For women to claim for the effective fulfillment of their rights, access to justice must be ensured. In our view, access to justice is a right and the State has the duty to ensure it.
Access to justice can be considered from various aspects, even though they complement each other:
* Access per se, i.e. the possibility of reaching the legal system with a lawyer’s representation, something which is fundamental when turning an issue into a legal nature claim: * A justice service availability, i.e. the system provides the possibility of obtaining a fair legal ruling in a timely manner;
* The possibility of continuing with the whole process, i.e., that the parties involved are not forced to quit a legal action along the process for reasons beyond their will. In this sense, the system should provide the necessary resources and tools to guarantee this coverage, particularly for economically and socially disadvantaged sectors and groups (40 per cent of the population living under the poverty line, women who cannot attend the courts because they have no one to care for their children, those who attend with them, people with precarious jobs who miss their day pay for attending the court; people with difficulties to move, whether due to disabilities and/or for economic reasons, etc.).

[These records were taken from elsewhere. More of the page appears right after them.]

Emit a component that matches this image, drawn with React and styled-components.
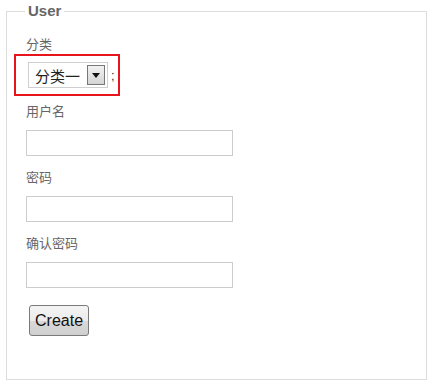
import styled, { createGlobalStyle } from 'styled-components';

const GlobalStyle = createGlobalStyle`
    body {
        margin: 0;
        background: #fff;
        font-family: "Liberation Sans", "Noto Sans CJK SC", sans-serif;
    }
`;

const Page = styled.div`
    padding: 0 0 0 6px;
`;

const Fieldset = styled.fieldset`
    box-sizing: border-box;
    width: 421px;
    height: 380px;
    margin: 0;
    padding: 12px 19px 0 19px;
    border: 1px solid #dcdcdc;
    min-width: 0;
`;

const Legend = styled.legend`
    padding: 0 3px;
    margin-left: -1px;
    font-family: "Liberation Sans", sans-serif;
    font-weight: bold;
    font-size: 15px;
    line-height: 22px;
    color: #666;
`;

const Label = styled.div`
    font-family: "Noto Sans CJK SC", sans-serif;
    font-size: 13px;
    line-height: 20px;
    color: #666;
    margin-bottom: ${p => (p.$tight ? '0' : '9px')};
`;

const Highlight = styled.div`
    box-sizing: border-box;
    width: 106px;
    height: 42px;
    margin-left: -12px;
    border: 2px solid #e8141c;
    display: flex;
    align-items: center;
    padding-left: 12px;
    margin-bottom: 5px;
`;

const Select = styled.div`
    box-sizing: border-box;
    height: 26px;
    width: 80px;
    border: 1px solid #cfcfcf;
    display: flex;
    align-items: center;
    justify-content: space-between;
    padding: 0 2px 0 6px;
    font-family: "Noto Sans CJK SC", sans-serif;
    font-size: 15px;
    color: #222;
`;

const Arrow = styled.span`
    box-sizing: border-box;
    width: 18px;
    height: 20px;
    border: 1px solid #777;
    background: linear-gradient(#f2f2f2, #d4d4d4);
    display: flex;
    align-items: center;
    justify-content: center;
`;

const Semi = styled.span`
    margin-left: 3px;
    font-size: 13px;
    color: #333;
`;

const Input = styled.input`
    display: block;
    box-sizing: border-box;
    width: 207px;
    height: 26px;
    border: 1px solid #cccccc;
    margin: 0 0 11px 0;
    padding: 0 4px;
    outline: none;
`;

const Button = styled.button`
    margin: 6px 0 0 3px;
    height: 31px;
    padding: 0 5px;
    border: 1px solid #7a7a7a;
    border-radius: 3px;
    background: linear-gradient(#f4f4f4 0%, #ebebeb 50%, #d9d9d9 51%, #cfcfcf 100%);
    font-family: "Liberation Sans", sans-serif;
    font-size: 16px;
    color: #111;
`;

const fields = ['用户名', '密码', '确认密码'];

const App = () => {
    return (
        <Page>
            <GlobalStyle />
            <Fieldset>
                <Legend>User</Legend>
                <Label $tight>分类</Label>
                <Highlight>
                    <Select>
                        <span>分类一</span>
                        <Arrow>
                            <svg width="8" height="5" viewBox="0 0 8 5">
                                <path d="M0 0h8L4 5z" fill="#111" />
                            </svg>
                        </Arrow>
                    </Select>
                    <Semi>;</Semi>
                </Highlight>
                {fields.map(name => (
                    <div key={name}>
                        <Label>{name}</Label>
                        <Input type={name.includes('密码') ? 'password' : 'text'} />
                    </div>
                ))}
                <Button>Create</Button>
            </Fieldset>
        </Page>
    );
};

export default App;
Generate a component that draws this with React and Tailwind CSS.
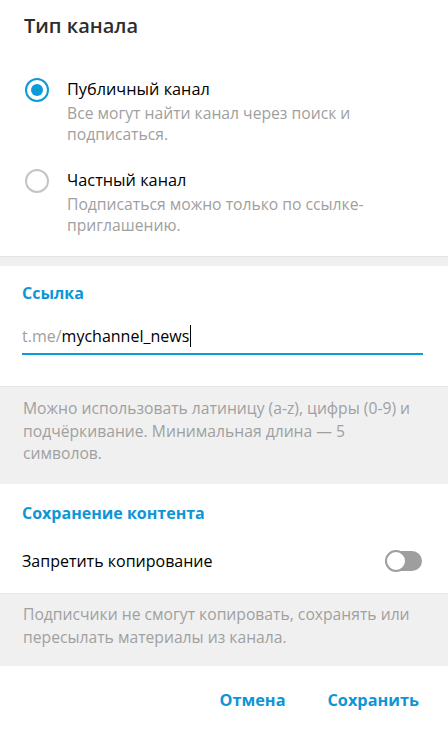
import React, { useState } from "react";

const BLUE = "text-[#0d96d6]";

const Radio = ({ checked }) =>
  checked ? (
    <span className="flex h-[24px] w-[24px] shrink-0 items-center justify-center rounded-full border-[2.5px] border-[#0d9ad9]">
      <span className="block h-[12px] w-[12px] rounded-full bg-[#0d9ad9]" />
    </span>
  ) : (
    <span className="block h-[24px] w-[24px] shrink-0 rounded-full border-[2px] border-[#c4c4c4]" />
  );

const Option = ({ checked, label, desc, className }) => (
  <div className={`flex gap-[18px] pl-[25px] pr-[20px] ${className}`}>
    <div>
      <Radio checked={checked} />
    </div>
    <div>
      <div className="text-[16.3px] leading-[22px] text-black">{label}</div>
      <div className="mt-[3px] text-[15.7px] leading-[21px] text-[#a0a0a0]">
        {desc}
      </div>
    </div>
  </div>
);

export default function App() {
  const [type, setType] = useState("public");
  const [noCopy, setNoCopy] = useState(false);

  return (
    <div className="h-[730px] w-[448px] bg-white font-['Open_Sans',sans-serif]">
      <div className="pb-[20px] pt-[13px]">
        <div className="px-[24px] text-[20px] font-semibold leading-[26px] text-[#2d2d2d]">
          Тип канала
        </div>
        <div onClick={() => setType("public")}>
          <Option
            className="mt-[39px]"
            checked={type === "public"}
            label="Публичный канал"
            desc={
              <>
                Все могут найти канал через поиск и
                <br />
                подписаться.
              </>
            }
          />
        </div>
        <div onClick={() => setType("private")}>
          <Option
            className="mt-[24px]"
            checked={type === "private"}
            label="Частный канал"
            desc={
              <>
                Подписаться можно только по ссылке-
                <br />
                приглашению.
              </>
            }
          />
        </div>
      </div>

      <div className="h-[10px] border-t border-[#e3e3e3] bg-[#f0f0f0]" />

      <div className="pb-[31px] pl-[22px] pr-[25px] pt-[16px]">
        <div className={`text-[16px] font-bold leading-[22px] ${BLUE}`}>
          Ссылка
        </div>
        <div className="mt-[20px] flex items-center border-b-2 border-[#0d9ad9] pb-[5px] text-[16px] leading-[24px]">
          <span className="text-[#a0a0a0]">t.me/</span>
          <span className="text-black">mychannel_news</span>
          <span className="ml-[1px] h-[22px] w-[1px] bg-black" />
        </div>
      </div>

      <div className="border-t border-[#e6e6e6] bg-[#f0f0f0] px-[23px] pb-[19px] pt-[10px] text-[15.7px] leading-[22.5px] text-[#a0a0a0]">
        Можно использовать латиницу (a-z), цифры (0-9) и
        <br />
        подчёркивание. Минимальная длина — 5
        <br />
        символов.
      </div>

      <div className="px-[22px] pb-[21px] pt-[18px]">
        <div className={`text-[16px] font-bold leading-[22px] ${BLUE}`}>
          Сохранение контента
        </div>
        <div className="mt-[26px] flex items-center justify-between">
          <span className="text-[16px] leading-[22px] text-black">
            Запретить копирование
          </span>
          <button
            onClick={() => setNoCopy(!noCopy)}
            className="relative mr-[4px] h-[20px] w-[36px] rounded-full bg-[#9e9e9e]"
          >
            <span className="absolute left-[-1px] top-[-1px] h-[22px] w-[22px] rounded-full border-2 border-[#9e9e9e] bg-white" />
          </button>
        </div>
      </div>

      <div className="border-t border-[#e6e6e6] bg-[#f0f0f0] px-[23px] pb-[17px] pt-[9px] text-[15.7px] leading-[23px] text-[#a0a0a0]">
        Подписчики не смогут копировать, сохранять или
        <br />
        пересылать материалы из канала.
      </div>

      <div className="flex justify-end gap-[42px] pr-[29px] pt-[23px]">
        <button className={`text-[16.3px] font-bold leading-[22px] ${BLUE}`}>
          Отмена
        </button>
        <button className={`text-[16.3px] font-bold leading-[22px] ${BLUE}`}>
          Сохранить
        </button>
      </div>
    </div>
  );
}
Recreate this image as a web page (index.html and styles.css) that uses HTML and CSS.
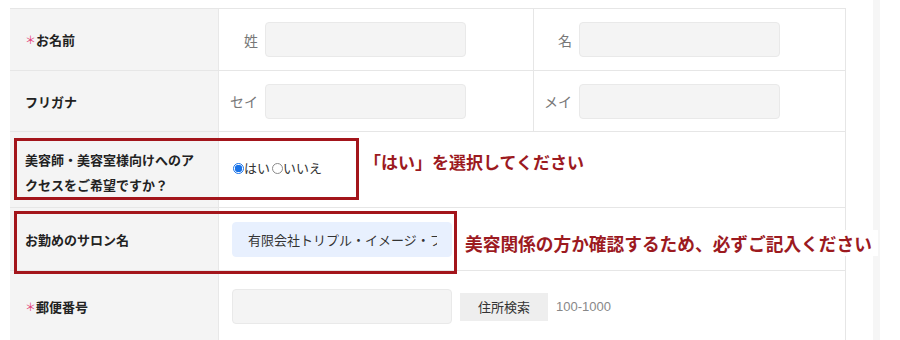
FILE: index.html
```html
<!DOCTYPE html>
<html lang="ja">
<head>
<meta charset="utf-8">
<link rel="stylesheet" href="styles.css">
</head>
<body>
<div class="page">
  <div class="strip"></div>
  <div class="form">
    <div class="row r1">
      <div class="label"><span class="req">＊</span>お名前</div>
      <div class="value split">
        <div class="sub first"><span class="sublabel">姓</span><span class="field"></span></div>
        <div class="sub second"><span class="sublabel">名</span><span class="field"></span></div>
      </div>
    </div>
    <div class="row r2">
      <div class="label">フリガナ</div>
      <div class="value split">
        <div class="sub first"><span class="sublabel">セイ</span><span class="field"></span></div>
        <div class="sub second"><span class="sublabel">メイ</span><span class="field"></span></div>
      </div>
    </div>
    <div class="row r3">
      <div class="label">美容師・美容室様向けへのアクセスをご希望ですか？</div>
      <div class="value pad">
        <span class="radio on"></span><span class="rtext">はい</span><span class="radio"></span><span class="rtext">いいえ</span>
      </div>
    </div>
    <div class="row r4">
      <div class="label">お勤めのサロン名</div>
      <div class="value pad">
        <div class="field wide auto"><span class="clip">有限会社トリプル・イメージ・フォー</span></div>
      </div>
    </div>
    <div class="row r5">
      <div class="label"><span class="req">＊</span>郵便番号</div>
      <div class="value pad">
        <span class="field wide"></span>
        <span class="btn">住所検索</span>
        <span class="hint">100-1000</span>
      </div>
    </div>
  </div>
  <div class="redbox box1"></div>
  <div class="redbox box2"></div>
  <div class="note note1">「はい」を選択してください</div>
  <div class="note note2">美容関係の方か確認するため、必ずご記入ください</div>
</div>
</body>
</html>
```
FILE: styles.css
```css
* { box-sizing: border-box; }
html, body { margin: 0; padding: 0; background: #fff; }
body {
  font-family: "Noto Sans CJK JP", "Noto Sans", sans-serif;
  color: #222;
  width: 900px;
  height: 340px;
  overflow: hidden;
}
.page {
  position: relative;
  padding: 8px 0 0 10px;
  height: 340px;
}
.strip {
  position: absolute;
  left: 873px;
  top: 0;
  width: 7px;
  height: 340px;
  background: #f6f6f6;
}
.form {
  width: 836px;
  border-top: 1px solid #e6e6e6;
  border-right: 1px solid #e6e6e6;
}
.row {
  display: grid;
  grid-template-columns: 209px 1fr;
  border-bottom: 1px solid #e6e6e6;
}
.r1 { height: 62px; }
.r2 { height: 61px; }
.r3 { height: 76px; }
.r4 { height: 63px; }
.r5 { height: 72px; }
.label {
  background: #f4f4f4;
  border-right: 1px solid #e8e8e8;
  display: flex;
  align-items: center;
  padding: 0 12px 0 15px;
  font-size: 13px;
  font-weight: 700;
  line-height: 25px;
  color: #222;
}
.r3 .label { display: block; padding-top: 15px; }
.req {
  color: #e4407a;
  font-size: 11px;
  font-weight: 400;
  margin-right: 0;
}
.value { display: flex; align-items: center; }
.value.pad { padding-left: 13px; }
.split { display: grid; grid-template-columns: 314px 1fr; }
.sub { display: flex; align-items: center; height: 100%; }
.sub.first { padding-left: 8px; }
.sub.second { border-left: 1px solid #e6e6e6; padding-left: 7px; }
.sublabel {
  flex: 0 0 31px;
  width: 31px;
  white-space: nowrap;
  text-align: right;
  margin-right: 7px;
  font-size: 14px;
  color: #777;
}
.field {
  display: block;
  flex: 0 0 auto;
  width: 201px;
  height: 35px;
  background: #f4f4f4;
  border: 1px solid #e9e9e9;
  border-radius: 4px;
}
.field.wide { width: 220px; }
.field.auto {
  background: #e8f0fe;
  border-color: #e8f0fe;
  font-size: 13px;
  color: #333;
  line-height: 33px;
  padding: 0 14px 0 15px;
}
.clip {
  display: block;
  white-space: nowrap;
  overflow: hidden;
}
.radio {
  width: 11px;
  height: 11px;
  border-radius: 50%;
  border: 1px solid #8a8a8a;
  background: #fff;
  margin-top: 1px;
}
.radio.on {
  border: 1px solid #1a73e8;
  background: radial-gradient(circle, #1a73e8 0 3.5px, #fff 4px);
}
.rtext {
  font-size: 13px;
  color: #333;
  margin-right: 2px;
}
.r3 .value { padding-bottom: 4px; padding-left: 14px; }
.btn {
  margin-left: 8px;
  width: 88px;
  height: 28px;
  background: #eeeeee;
  font-size: 13px;
  color: #333;
  display: flex;
  align-items: center;
  justify-content: center;
}
.hint {
  margin-left: 8px;
  font-family: "Liberation Sans", "Noto Sans", sans-serif;
  font-size: 13px;
  color: #888;
}
.redbox {
  position: absolute;
  border: 3px solid #a3151b;
}
.box1 { left: 14px; top: 138px; width: 345px; height: 62px; }
.box2 { left: 14px; top: 211px; width: 443px; height: 63px; }
.note {
  position: absolute;
  font-weight: 700;
  color: #9c1a1f;
  background: #fff;
  line-height: 26px;
  white-space: nowrap;
}
.note1 { left: 364px; top: 149px; font-size: 17px; }
.note2 { left: 465px; top: 230px; font-size: 17.7px; padding-right: 6px; }
```
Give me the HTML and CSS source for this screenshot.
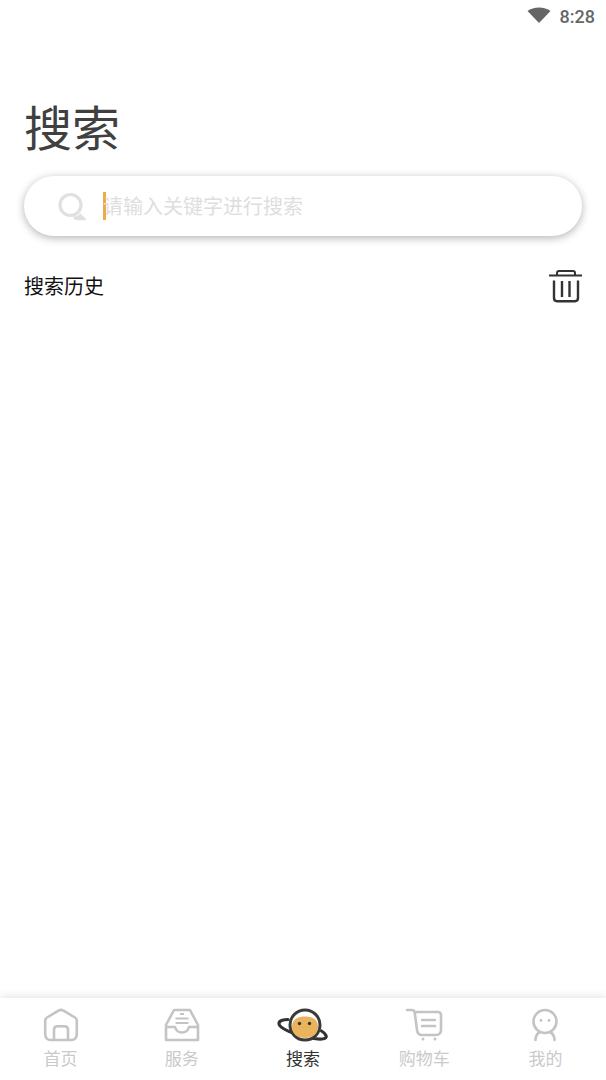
FILE: index.html
```html
<!DOCTYPE html>
<html lang="zh-CN">
<head>
  <meta charset="UTF-8" />
  <meta name="viewport" content="width=device-width, initial-scale=1.0" />
  <title>搜索</title>
  <link rel="stylesheet" href="styles.css">
</head>
<body>

  <!-- STATUS BAR -->
  <div class="statusbar">
    <svg class="wifi" width="24" height="16" viewBox="0 0 24 16">
      <path d="M0.500 4C3.500 1.800 7.500 0.500 12 0.500s8.500 1.300 11.500 3.500L12 16z" fill="#666"/>
    </svg>
    <span class="time">8:28</span>
  </div>

  <!-- SEARCH -->
  <main class="content">
    <h1 class="title">搜索</h1>

    <div class="searchbox">
      <svg class="searchicon" width="30" height="30" viewBox="0 0 30 30" fill="none">
        <circle cx="13.500" cy="13" r="10.500" stroke="#e0e0e0" stroke-width="3.200"/>
        <path d="M16 25c3-.3 5.500-1.500 7.500-3.500l5.500 5.500c.5.600.2 1.200-.6 1.200H20c-2 0-3.500-1.500-4-3.200z" fill="#e0e0e0"/>
      </svg>
      <span class="caret"></span>
      <span class="placeholder">请输入关键字进行搜索</span>
    </div>

    <div class="history">
      <span class="historytitle">搜索历史</span>
      <svg width="34" height="34" viewBox="0 0 34 34" fill="none" stroke="#333" stroke-width="2">
        <path d="M1 6.500h33"/>
        <path d="M9 6.500V4c0-1.200.8-2 2-2h14c1.200 0 2 .8 2 2v2.500"/>
        <path d="M6 11.500V29c0 2 1.200 3.200 3 3.200h18c1.800 0 3-1.200 3-3.200V11.500" stroke-width="2.400"/>
        <path d="M14 12v16M21.500 12v16" stroke-width="2.400"/>
      </svg>
    </div>
  </main>

  <!-- TAB BAR -->
  <nav class="tabbar">
    <div class="tab">
      <svg width="36" height="34" viewBox="0 0 36 34" fill="none" stroke="#c4c4c4" stroke-width="2.600" stroke-linejoin="round">
        <path d="M4 9.500 15.500 2.600c1.600-.9 3.400-.9 5 0L32 9.500c1 .6 1.800 1.800 1.800 3V26c0 3.500-2 6-5.500 6H7.700C4.200 32 2.200 29.500 2.200 26V12.500c0-1.200.8-2.400 1.800-3z"/>
        <path d="M11 32V22c0-2.400 1.400-3.700 3.500-3.700h7c2.100 0 3.500 1.300 3.500 3.700v10"/>
      </svg>
      <span>首页</span>
    </div>
    <div class="tab">
      <svg width="36" height="34" viewBox="0 0 36 34" fill="none" stroke="#c4c4c4" stroke-width="2.600" stroke-linejoin="round">
        <path d="M10 2h16l8 15v15H2V17z"/>
        <path d="M2 19h9c1 3.500 3.500 5.500 7 5.500s6-2 7-5.500h9"/>
        <path d="M16 6h4M11.500 10.500h13M11.500 15h13" stroke-width="2"/>
      </svg>
      <span>服务</span>
    </div>
    <div class="tab active">
      <svg class="planet" width="52" height="34" viewBox="0 0 52 34" fill="none">
        <path d="M11 11.500C6 11.500 2 13 2 15.500c0 3.500 8 7.500 18 11 10 3 20 5 25 4.500 3.500-.3 5-1.500 4-3.500-.7-1.500-2-3-4.500-4.500" stroke="#333" stroke-width="3.200" stroke-linecap="round"/>
        <circle cx="28" cy="17" r="15" fill="#fff" stroke="#3a3a3a" stroke-width="3"/>
        <path d="M15 19c0-6 3.500-10.500 13-10.500S41 13 41 19c0 7-5.500 11-13 11s-13-4-13-11z" fill="#eab45c"/>
        <circle cx="22.500" cy="15.500" r="1.700" fill="#333"/>
        <circle cx="32.500" cy="15.500" r="1.700" fill="#333"/>
      </svg>
      <span>搜索</span>
    </div>
    <div class="tab">
      <svg width="38" height="34" viewBox="0 0 38 34" fill="none" stroke="#c4c4c4" stroke-width="2.600" stroke-linecap="round" stroke-linejoin="round">
        <path d="M2 2h5c1.500 0 2.500 1 2.700 2.500L12 22c.4 3.200 2 5 5 5h14c3 0 5-2 5-5V7c0-2-1.300-3-3-3H10"/>
        <path d="M17 12h13M17 18h13"/>
        <circle cx="18" cy="31" r="1.500" fill="#c4c4c4" stroke="none"/>
        <circle cx="30" cy="31" r="1.500" fill="#c4c4c4" stroke="none"/>
      </svg>
      <span>购物车</span>
    </div>
    <div class="tab">
      <svg width="30" height="34" viewBox="0 0 30 34" fill="none" stroke="#c4c4c4" stroke-width="2.600" stroke-linecap="round">
        <circle cx="15" cy="13.500" r="11.500"/>
        <path d="M10 24C7 25.500 5.500 28.500 5.500 32M20 24c3 1.500 4.500 4.500 4.500 8"/>
        <circle cx="11" cy="12.500" r="1.400" fill="#c4c4c4" stroke="none"/>
        <circle cx="19" cy="12.500" r="1.400" fill="#c4c4c4" stroke="none"/>
      </svg>
      <span>我的</span>
    </div>
  </nav>

</body>
</html>
```

FILE: styles.css
```css
/* Global Styles */
* { box-sizing: border-box; margin: 0; padding: 0; }

body {
  width: 606px;
  height: 1080px;
  display: flex;
  flex-direction: column;
  background-color: #fff;
  font-family: "Roboto", "Noto Sans CJK SC", sans-serif;
  overflow: hidden;
}

/* Status bar */
.statusbar {
  height: 32px;
  display: flex;
  justify-content: flex-end;
  align-items: center;
  gap: 9px;
  padding-right: 11px;
}

.wifi { margin-top: -3px; }

.time {
  font-size: 18px;
  font-weight: 500;
  color: #666;
}

/* Search */
.content {
  flex: 1;
  padding: 66px 24px 0;
}

.title {
  font-size: 48px;
  font-weight: 400;
  line-height: 64px;
  color: #404040;
  margin-bottom: 14px;
}

.searchbox {
  height: 60px;
  display: flex;
  align-items: center;
  padding-left: 33px;
  background-color: #fff;
  border-radius: 30px;
  box-shadow: 0 2px 8px rgba(0, 0, 0, 0.3);
}

.searchicon { margin-right: 16px; margin-top: 1px; }

.caret {
  width: 3px;
  height: 28px;
  background-color: #eeaa44;
  flex-shrink: 0;
}

.placeholder {
  font-size: 20px;
  line-height: 28px;
  color: #dedede;
  margin-left: -3px;
  margin-top: 2px;
}

.history {
  display: flex;
  justify-content: space-between;
  align-items: center;
  margin-top: 33px;
}

.historytitle {
  font-size: 20px;
  line-height: 28px;
  color: #111;
  margin-top: 2px;
}

/* Tab bar */
.tabbar {
  height: 82px;
  display: grid;
  grid-template-columns: repeat(5, 1fr);
  background-color: #fff;
  box-shadow: 0 -2px 8px rgba(0, 0, 0, 0.1);
}

.tab {
  display: flex;
  flex-direction: column;
  align-items: center;
  padding-top: 10px;
  font-size: 17px;
  line-height: 26px;
  color: #cacaca;
}

.tab svg { display: block; }

.tab span { margin-top: 4px; }

.tab.active { color: #333; }
```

Therefore, when we propose cost-free access to justice, we do not only refer to the benefit of litigating with no expenses (as legal fees or experts’ fees) but also to transport rates and the lost of day pays implied;
* The knowledge of rights by citizens and of the means in order to exercise and acknowledge those rights and, specifically, the awareness of access to justice as a right and the subsequent State duty to deliver and promote it freely both in criminal and civil cases.